So how many lags should be used in a model? There is no hard-and-fast-rule on the choice of lag length. It is basically an empirical issue. As noted in Damodar Gujarati Basic Econometrics, there is no a priori guide as to what the maximum length of the lag should be. The researcher must bear in mind that, as one estimates successive lags, there are fewer degrees of freedom left, making statistical inference somewhat unstable. Economists are usually not that lucky to have a long series of data so that they can go on estimating numerous lags. More importantly, in economic time series data, successive values (lags) tend to be highly correlated increasing the likelihood of multicollinearity in the model.

Also, from Jeffery Wooldridge’s Introductory Econometrics: A Modern Approach with annual data, the number of lags is typically small, 1 or 2 lags in order not to lose degrees of freedom. With quarterly data, 1 to 8 lags is appropriate, and for monthly data, 6, 12 or 24 lags can be used given sufficient data points. Again, in the words of Damodar Gujarati Basic Econometrics “the sequential search for the lag length opens the researcher to the charge of data mining”. He further stated that the nominal and true level of significance to test statistical hypotheses becomes an important issue in such sequential searches”. For instance, if the lag length, k, is incorrectly specified, the researcher will have to contend with the problem of misspecification errors. In addition, because of the lags involved, distributed and or autoregressive models raise the topic of causality in economic variables.

Hence, before you estimate a time series equation, it is necessary to decide on the maximum lag length. Like I mentioned earlier, this is purely an empirical question. Suppose there are 40 observations in all, by including too many lagged values, your model consumes degrees of freedom, not to mention introducing the likelihood of multicollinearity occurring. As noted in my previous tutorial on multicollinearity, it leads to imprecise estimation; that is, the standard errors tend to be inflated in relation to the estimated coefficients. As a result, based on the routinely computed t ratios, we may tend to declare (erroneously), that a lagged coefficient(s) is statistically insignificant. In the same vein, including too few lags will lead to specification errors. The easiest way out of this quagmire, is to decide using a criterion like the Akaike or Schwarz and choose that model that gives the lowest values of these criteria. Most econometric packages easily compute these optimal lag length but note some trial and error is inevitable.

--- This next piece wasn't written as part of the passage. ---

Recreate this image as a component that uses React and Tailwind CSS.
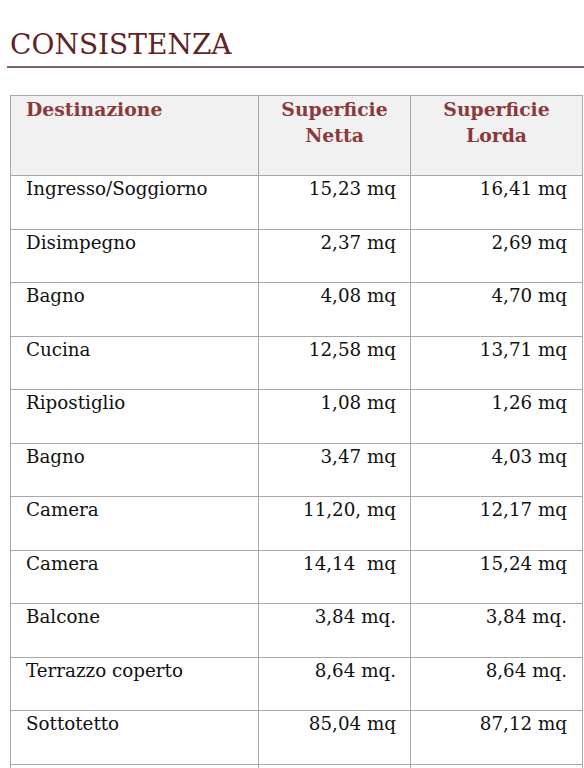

Choosing Optimal Lags in Stata

For this tutorial, I will extract data from Gujarati and Porter Table 21.1 dataset. It is a quarterly data on United States from 1970 to 1991, which is 88 observations. The variables are gdp (gross domestic product), pdi (personal disposable income) and pce (personal consumption expenditure).

Step 1: Load data into Stata
 
Stata Dataset from cruncheconometrix.com.ng
Stata Dataset
Source: CrunchEconometrix
 Step 2: Prepare Stata for Analysis
Inform Stata that you are about to perform a time series analysis by typing this code into the Command box: tsset qtrly

and you will obtain this response:
Stata - tsset Command from cruncheconometrix.com.ng
Stata - tsset Command
Source: CrunchEconometrix
Stata now recognises that you are about conducting a time series analysis using quarterly data from 1st quarter of 1970 to the 4th quarter of 1991. If you don’t issue this command, Stata will not run your analysis.

Step 3: Obtain Model Lag Length
Type this code into the Command box: varsoc gdp pce pdi

…and the Stata output for the model (shown below) indicates that lag 2 is the optimal lag and that AIC is the best criterion for the model given it has the lowest value, 26.8144.

Stata - Optimal Lags for the Model from cruncheconometrix.com.ng
Stata - Optimal Lags for the Model
Source: CrunchEconometrix

Step 4: Obtain Variables Lag Length
Optimal lags can be obtained for the respective variables and the rule-of-thumb remains the same. We select that lag identified by the criterion which gives the lowest value.

So, for gdp, type this code into the Command box: varsoc gdp

…and the Stata output indicates that the optimal lag length for gdp is 2.

Stata - Optimal Lags for gdp from cruncheconometrix.com.ng
Stata - Optimal Lags for gdp
Source: CrunchEconometrix

 To obtain optimal lag for pce, type: varsoc pce

…Stata output indicates that the optimal lag length for pce is 4.

Stata - Optimal Lags for pce from cruncheconometrix.com.ng
Stata - Optimal Lags for pce
Source: CrunchEconometrix

 varsoc pdi
…Stata output indicates that the optimal lag length for pdi is 1.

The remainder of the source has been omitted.